Gunn also dismantles the claim that other states operate successfully with income taxes, noting Washington already piles on some of the country’s highest business taxes, gas taxes, minimum wage mandates, estate taxes, and payroll deductions like WA Cares. Adding an income tax, she argues, would simply stack another financial burden onto a state already squeezing employers and workers.
The Democrats’ “fair share” argument also gets skewered. Gunn contends it ignores the significant government transfer payments and credits lower-income households already receive, while higher earners shoulder a disproportionate tax burden. Meanwhile, she accuses lawmakers of attempting to dodge constitutional barriers by inviting courts to overturn long-standing precedent treating income as property — conveniently bypassing voters who have repeatedly rejected income taxes.
Gunn concludes the proposal is less about fixing the budget and more about feeding Olympia’s appetite for spending, which has ballooned over the past decade. Relying on volatile income tax revenue from high earners, she warns, almost guarantees future budget “emergencies” that lawmakers will use to justify expanding taxes even further. Read more at Center Square.
Defund the Police… Then Forget the Backup Plan
Seattle and King County Democrats spent years insisting police were the wrong response to behavioral health crises, pushing defunding efforts while promising a polished alternative system. But a new audit of the King County Sheriff’s Office 911 Communications Center exposes what critics say was more political theater than actual reform. Despite expanding behavioral health response programs on paper, the audit found there’s still no clear system for deploying them, leaving deputies as the default responders — exactly the scenario Democrats claimed they wanted to eliminate.
Auditors found 911 call receivers lack standard procedures for determining when to divert calls to behavioral health services, meaning officers are stuck handling situations policymakers insisted they shouldn’t be managing. Even worse, the audit warns some crisis calls without a criminal component may receive no response at all, missing opportunities to connect vulnerable individuals with help.
The report also reveals major operational problems inside the communications center, including heavy reliance on mandatory overtime, outdated scheduling systems, and lingering management gaps. Critics argue these are basic logistical issues that should have been addressed immediately if leaders were serious about replacing police responses. Instead, the audit suggests resources were funneled into progressive policy priorities like bias training and interpretation services while core crisis-response infrastructure lagged behind.

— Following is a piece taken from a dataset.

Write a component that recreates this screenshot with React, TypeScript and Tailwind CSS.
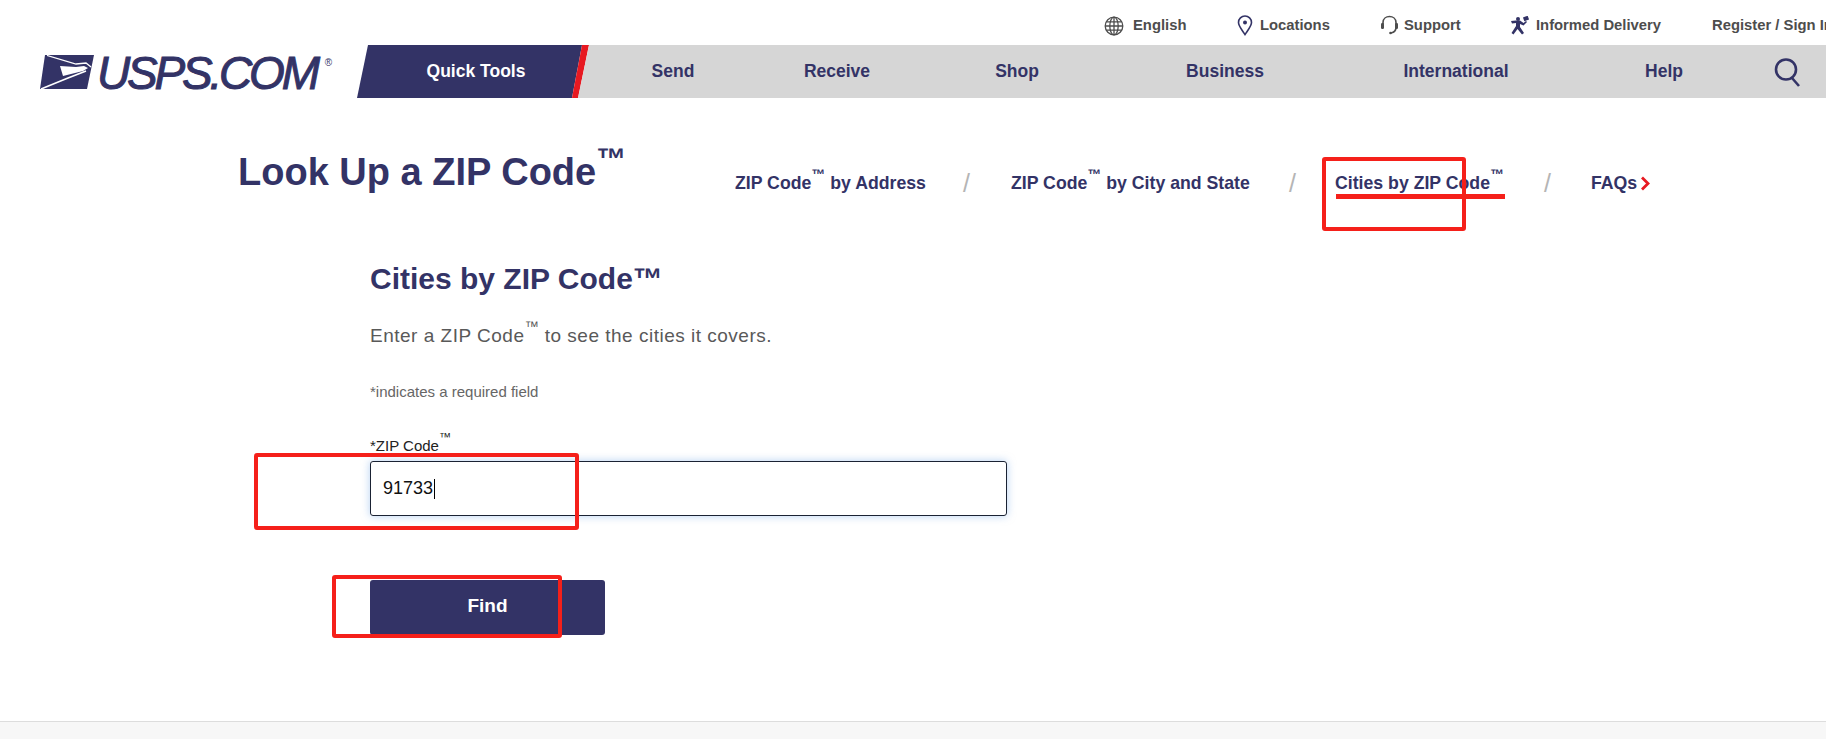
import React from "react";

const Tm = ({ cls }: { cls: string }) => <sup className={cls}>™</sup>;

function Eagle() {
  return (
    <svg width="54" height="34" viewBox="0 0 54 34" className="shrink-0">
      <polygon points="5,0 54,0 47,34 0,34" fill="#333366" />
      <path d="M7 0.5 L36 9 L46 8 L51 12" stroke="#fff" strokeWidth="1.3" fill="none" />
      <path d="M20 11 L36 12 L44 11 L48 13 L43 16 L23 21 Z" fill="#fff" />
      <path d="M1 34 L28 23 L46 16" stroke="#fff" strokeWidth="1.6" fill="none" />
    </svg>
  );
}

function Runner() {
  return (
    <svg width="20" height="19" viewBox="0 0 20 19" fill="#333366">
      <circle cx="8" cy="3" r="2" />
      <path d="M1 5 L6 4.5 L10 4.5 L13.5 7 L16 5 L17 6 L13.5 9.5 L10 8 L10 11 L14 17 L12 18.5 L7.5 13 L3.5 18.5 L1.5 17 L6 10 L6 7 L2 7.5 Z" />
      <rect x="13.5" y="0.5" width="5" height="4" transform="rotate(-20 16 2.5)" />
    </svg>
  );
}

function Headset() {
  return (
    <svg width="19" height="21" viewBox="0 0 19 21" fill="none" stroke="#4d4d4d">
      <path d="M3 9 V7.5 C3 -0.5 16 -0.5 16 7.5 V12 C16 16 14 17.5 11 18" strokeWidth="1.6" />
      <rect x="1" y="8" width="3" height="6" rx="1.2" fill="#4d4d4d" strokeWidth="0" />
      <rect x="15" y="8" width="3" height="6" rx="1.2" fill="#4d4d4d" strokeWidth="0" />
      <circle cx="10.5" cy="18" r="1.3" fill="#4d4d4d" strokeWidth="0" />
    </svg>
  );
}

const utility = [
  { label: "English", w: "w-[133px]", gap: "gap-[9px]", icon: (
    <svg width="20" height="20" viewBox="0 0 20 20" fill="none" stroke="#4d4d4d" strokeWidth="1.3">
      <circle cx="10" cy="10" r="8.8" /><ellipse cx="10" cy="10" rx="4.2" ry="8.8" /><path d="M10 1.2 V18.8 M1.2 10 H18.8 M2.6 5.8 H17.4 M2.6 14.2 H17.4" />
    </svg>) },
  { label: "Locations", w: "w-[143px]", gap: "gap-[7px]", icon: (
    <svg width="16" height="21" viewBox="0 0 16 21" fill="none" stroke="#333366" strokeWidth="1.6">
      <path d="M8 19.5 C5 15 1.5 11 1.5 7.5 A6.5 6.5 0 0 1 14.5 7.5 C14.5 11 11 15 8 19.5 Z" /><circle cx="8" cy="7.5" r="2" fill="#333366" strokeWidth="0" />
    </svg>) },
  { label: "Support", w: "w-[130px]", gap: "gap-[5px]", icon: <Headset /> },
  { label: "Informed Delivery", w: "w-[202px]", gap: "gap-[6px]", icon: <Runner /> },
];

const nav = [
  { label: "Send", w: "w-[168px]" },
  { label: "Receive", w: "w-[160px]" },
  { label: "Shop", w: "w-[200px]" },
  { label: "Business", w: "w-[216px]" },
  { label: "International", w: "w-[246px]" },
  { label: "Help", w: "w-[170px]" },
];

export default function App() {
  return (
    <div className="relative flex h-[739px] w-[1826px] flex-col overflow-hidden bg-white font-['Liberation_Sans',Arial,sans-serif]">
      <div className="flex h-[45px] items-center pl-[1104px] pt-[6px] text-[14.8px] font-bold whitespace-nowrap text-[#4d4d4d]">
        {utility.map((u) => (
          <div key={u.label} className={`flex shrink-0 items-center ${u.w} ${u.gap}`}>
            {u.icon}
            <span>{u.label}</span>
          </div>
        ))}
        <span className="-mt-[1px] shrink-0">Register / Sign In</span>
      </div>

      <div className="flex h-[53px]">
        <div className="flex w-[357px] shrink-0 items-center pt-[1px] pl-[40px]">
          <Eagle />
          <span className="mt-[2px] ml-[3px] text-[46px] leading-none tracking-[-3.2px] text-[#333366] italic [-webkit-text-stroke:1px_#333366]">USPS.COM</span>
          <span className="mb-[20px] ml-[8px] text-[10px] text-[#333366]">®</span>
        </div>
        <div className="relative flex h-[53px] w-[232px] shrink-0 items-center justify-center pl-[6px] text-[17.5px] font-bold text-white">
          <svg width="232" height="53" viewBox="0 0 232 53" className="absolute inset-0">
            <polygon points="11,0 225,0 215,53 0,53" fill="#333366" />
            <polygon points="225,0 232,0 221,53 215,53" fill="#e71921" />
            <polygon points="232,0 232,53 221,53" fill="#d6d6d6" />
          </svg>
          <span className="relative">Quick Tools</span>
        </div>
        <div className="flex flex-1 items-center bg-[#d6d6d6] text-[17.5px] font-bold text-[#333366]">
          {nav.map((n) => (
            <div key={n.label} className={`shrink-0 text-center ${n.w}`}>{n.label}</div>
          ))}
          <svg width="30" height="30" viewBox="0 0 30 30" fill="none" stroke="#333366" strokeWidth="2.6" className="ml-[24px]">
            <circle cx="13" cy="12.5" r="10" />
            <path d="M19 21 L26 29" />
          </svg>
        </div>
      </div>

      <div className="flex h-[122px] items-start pl-[238px]">
        <h1 className="mt-[50px] w-[497px] shrink-0 text-[38px] leading-[48px] font-bold text-[#333366]">
          Look Up a ZIP Code<Tm cls="text-[30px] align-[1px] leading-none" />
        </h1>
        <div className="mt-[73px] flex items-center text-[17.7px] leading-[24px] font-bold whitespace-nowrap text-[#333366]">
          <span className="w-[190px] shrink-0">ZIP Code<Tm cls="text-[14px] align-[3px] leading-none" /> by Address</span>
          <span className="ml-[38px] w-[48px] shrink-0 text-[25px] font-normal text-[#b5b5b5]">/</span>
          <span className="w-[239px] shrink-0">ZIP Code<Tm cls="text-[14px] align-[3px] leading-none" /> by City and State</span>
          <span className="ml-[39px] w-[46px] shrink-0 text-[25px] font-normal text-[#b5b5b5]">/</span>
          <span className="w-[169px] shrink-0">Cities by ZIP Code<Tm cls="text-[14px] align-[3px] leading-none" /></span>
          <span className="ml-[40px] w-[47px] shrink-0 text-[25px] font-normal text-[#b5b5b5]">/</span>
          <span>FAQs</span>
          <svg width="11" height="15" viewBox="0 0 11 15" fill="none" stroke="#e71921" strokeWidth="2.8" className="ml-[3px]">
            <path d="M2 1.5 L8 7.5 L2 13.5" />
          </svg>
        </div>
      </div>

      <div className="flex flex-1 flex-col pl-[370px]">
        <h2 className="mt-[41px] text-[30px] leading-[36px] font-bold text-[#333366]">Cities by ZIP Code™</h2>
        <p className="mt-[25px] text-[19px] leading-[28px] tracking-[0.5px] text-[#595959]">
          Enter a ZIP Code<Tm cls="text-[14px] align-[4px] leading-none" /> to see the cities it covers.
        </p>
        <p className="mt-[32px] text-[15px] leading-[20px] text-[#666666]">*indicates a required field</p>
        <label className="mt-[34px] h-[25px] text-[15px] leading-[20px] text-[#222222]">
          *ZIP Code<Tm cls="text-[12px] align-[4px] leading-none" />
        </label>
        <div className="flex h-[55px] w-[637px] items-center rounded-[3px] border border-[#1a2233] pl-[12px] text-[18px] text-[#111111] shadow-[0_0_9px_rgba(120,170,230,0.55)]">
          <span>91733</span>
          <span className="ml-[1px] h-[20px] w-px bg-black" />
        </div>
        <button className="mt-[64px] h-[55px] w-[235px] rounded-[3px] bg-[#333366] pb-[2px] text-[19px] font-bold text-white">Find</button>
      </div>

      <div className="h-[18px] border-t border-[#dddddd] bg-[#f7f7f7]" />

      <div className="absolute top-[194px] left-[1336px] h-[5px] w-[169px] bg-[#f5201a]" />
      <div className="absolute top-[157px] left-[1322px] h-[74px] w-[144px] rounded-[3px] border-[4px] border-[#f5201a]" />
      <div className="absolute top-[453px] left-[254px] h-[77px] w-[325px] rounded-[3px] border-[4px] border-[#f5201a]" />
      <div className="absolute top-[575px] left-[332px] h-[63px] w-[230px] rounded-[3px] border-[4px] border-[#f5201a]" />
    </div>
  );
}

The findings fuel accusations that Democrats prioritized anti-police messaging and activist appeasement over building workable public safety alternatives. If leaders truly believed officers were the wrong tool for behavioral health crises, critics argue they would have urgently built a reliable replacement system. Instead, the audit paints a picture of leaders who embraced slogans but failed to deliver the systems needed to back them up — leaving both law enforcement and people in crisis stuck paying the price. Read more at Seattle Red.

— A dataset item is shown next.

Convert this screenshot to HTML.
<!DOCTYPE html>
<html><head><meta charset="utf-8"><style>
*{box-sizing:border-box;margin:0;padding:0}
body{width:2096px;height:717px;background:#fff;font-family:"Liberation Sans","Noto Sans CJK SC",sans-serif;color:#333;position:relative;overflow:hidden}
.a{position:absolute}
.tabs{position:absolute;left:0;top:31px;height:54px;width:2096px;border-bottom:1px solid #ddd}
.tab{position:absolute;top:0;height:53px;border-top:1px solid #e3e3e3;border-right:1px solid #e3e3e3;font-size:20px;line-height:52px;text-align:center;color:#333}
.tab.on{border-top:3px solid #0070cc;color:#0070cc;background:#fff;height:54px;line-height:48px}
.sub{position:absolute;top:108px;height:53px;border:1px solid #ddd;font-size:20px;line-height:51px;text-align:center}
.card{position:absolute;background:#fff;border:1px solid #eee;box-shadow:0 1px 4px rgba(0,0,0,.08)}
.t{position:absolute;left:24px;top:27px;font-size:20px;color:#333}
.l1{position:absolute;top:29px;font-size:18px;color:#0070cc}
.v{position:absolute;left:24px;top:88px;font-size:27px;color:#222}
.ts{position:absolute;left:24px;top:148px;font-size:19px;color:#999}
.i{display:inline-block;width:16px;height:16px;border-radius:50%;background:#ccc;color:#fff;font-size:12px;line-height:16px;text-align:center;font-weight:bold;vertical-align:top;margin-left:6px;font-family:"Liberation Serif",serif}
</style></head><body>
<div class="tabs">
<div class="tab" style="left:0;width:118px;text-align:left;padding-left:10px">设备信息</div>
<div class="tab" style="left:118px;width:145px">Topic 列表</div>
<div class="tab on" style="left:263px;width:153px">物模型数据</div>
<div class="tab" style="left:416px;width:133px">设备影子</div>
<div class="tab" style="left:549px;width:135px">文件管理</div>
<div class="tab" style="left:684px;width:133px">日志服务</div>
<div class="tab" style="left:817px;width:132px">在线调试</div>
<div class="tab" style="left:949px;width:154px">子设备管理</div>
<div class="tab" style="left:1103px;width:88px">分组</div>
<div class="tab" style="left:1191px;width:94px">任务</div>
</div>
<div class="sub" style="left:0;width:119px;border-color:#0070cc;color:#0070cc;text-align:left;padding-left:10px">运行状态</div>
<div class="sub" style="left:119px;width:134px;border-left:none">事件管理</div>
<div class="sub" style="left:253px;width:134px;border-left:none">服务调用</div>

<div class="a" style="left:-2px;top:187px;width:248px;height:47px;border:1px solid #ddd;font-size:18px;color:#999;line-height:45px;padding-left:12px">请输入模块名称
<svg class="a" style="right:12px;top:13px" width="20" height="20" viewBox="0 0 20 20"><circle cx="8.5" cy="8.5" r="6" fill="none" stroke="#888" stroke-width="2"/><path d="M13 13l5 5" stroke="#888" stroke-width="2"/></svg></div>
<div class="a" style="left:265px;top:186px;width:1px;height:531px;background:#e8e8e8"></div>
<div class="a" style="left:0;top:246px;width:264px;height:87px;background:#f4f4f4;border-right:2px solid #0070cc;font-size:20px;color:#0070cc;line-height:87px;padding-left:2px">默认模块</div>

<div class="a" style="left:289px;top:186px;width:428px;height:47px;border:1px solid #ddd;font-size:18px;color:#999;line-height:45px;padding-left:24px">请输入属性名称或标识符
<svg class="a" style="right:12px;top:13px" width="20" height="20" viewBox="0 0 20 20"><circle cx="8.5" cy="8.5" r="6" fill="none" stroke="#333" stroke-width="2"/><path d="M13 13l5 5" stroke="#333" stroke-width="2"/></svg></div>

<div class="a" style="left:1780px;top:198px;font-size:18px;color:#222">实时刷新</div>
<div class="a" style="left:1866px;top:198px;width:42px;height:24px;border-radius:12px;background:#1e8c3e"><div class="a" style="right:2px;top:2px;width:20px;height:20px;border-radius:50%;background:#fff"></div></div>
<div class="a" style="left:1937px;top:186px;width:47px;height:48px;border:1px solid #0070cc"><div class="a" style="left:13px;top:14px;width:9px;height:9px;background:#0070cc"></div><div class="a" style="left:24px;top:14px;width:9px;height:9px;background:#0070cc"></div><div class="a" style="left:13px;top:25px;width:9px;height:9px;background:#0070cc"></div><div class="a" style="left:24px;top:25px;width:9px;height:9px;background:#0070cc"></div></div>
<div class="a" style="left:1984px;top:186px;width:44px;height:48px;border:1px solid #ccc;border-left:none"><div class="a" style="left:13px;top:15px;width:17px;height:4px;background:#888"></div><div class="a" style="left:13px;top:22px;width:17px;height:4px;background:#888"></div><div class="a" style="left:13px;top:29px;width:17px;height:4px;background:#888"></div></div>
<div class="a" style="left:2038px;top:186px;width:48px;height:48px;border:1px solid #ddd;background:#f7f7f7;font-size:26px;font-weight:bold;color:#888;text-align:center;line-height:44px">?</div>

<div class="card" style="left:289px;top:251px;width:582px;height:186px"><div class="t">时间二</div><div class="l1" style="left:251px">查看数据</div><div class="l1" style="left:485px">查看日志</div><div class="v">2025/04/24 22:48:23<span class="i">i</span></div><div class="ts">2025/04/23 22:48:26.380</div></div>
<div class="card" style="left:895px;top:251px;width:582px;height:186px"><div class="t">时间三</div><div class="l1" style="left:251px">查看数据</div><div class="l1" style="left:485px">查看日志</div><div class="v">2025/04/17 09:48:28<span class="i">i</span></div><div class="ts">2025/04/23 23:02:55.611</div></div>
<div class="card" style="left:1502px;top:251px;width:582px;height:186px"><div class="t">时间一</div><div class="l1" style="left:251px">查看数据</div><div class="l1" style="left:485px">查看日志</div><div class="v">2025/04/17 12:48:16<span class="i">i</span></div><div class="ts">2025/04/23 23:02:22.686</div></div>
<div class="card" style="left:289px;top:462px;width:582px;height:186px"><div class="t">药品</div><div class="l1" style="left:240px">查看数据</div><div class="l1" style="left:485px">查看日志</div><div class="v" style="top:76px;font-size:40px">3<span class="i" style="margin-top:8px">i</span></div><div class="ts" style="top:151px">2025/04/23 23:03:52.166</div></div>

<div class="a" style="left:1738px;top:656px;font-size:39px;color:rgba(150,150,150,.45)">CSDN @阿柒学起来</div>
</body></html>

Olympia’s Soda Pop Shake-Down
A new piece from the Washington Policy Center is raising alarms about Democrats in Olympia reviving the push for a statewide soda tax through House Bill 2734. The proposal would impose a three-cent-per-ounce tax on sugar-sweetened beverages beginning in 2028. While supporters market the tax as a public health and equity measure, critics argue the bill reads far more like a revenue scheme wrapped in nutrition messaging. The tax would add noticeable costs at checkout, tacking several dollars onto everyday purchases like soda packs and kids’ juice pouches — expenses opponents say will hit working families the hardest.
According to the Washington Policy Center analysis, the bill directs new tax revenue into a “Hunger Free Washington” account intended to fund food assistance programs that lawmakers worry could face federal funding cuts. But critics point to a glaring contradiction: the proposal explicitly blocks state agencies from requesting federal permission to remove sugary drinks from SNAP eligibility. That means the state would tax sugary beverages while still allowing food stamp dollars to purchase them — a policy critics say undermines the claim that the legislation is primarily about improving public health.
The Washington Policy Center piece also highlights the argument that sugary drinks disproportionately harm low-income and minority communities, noting that the tax itself would disproportionately impact those same groups financially. While Seattle’s soda tax showed some reduction in taxed beverage purchases, the analysis notes there is far less evidence showing lasting, population-wide health improvements — leaving critics questioning whether the policy meaningfully addresses the health concerns it claims to target.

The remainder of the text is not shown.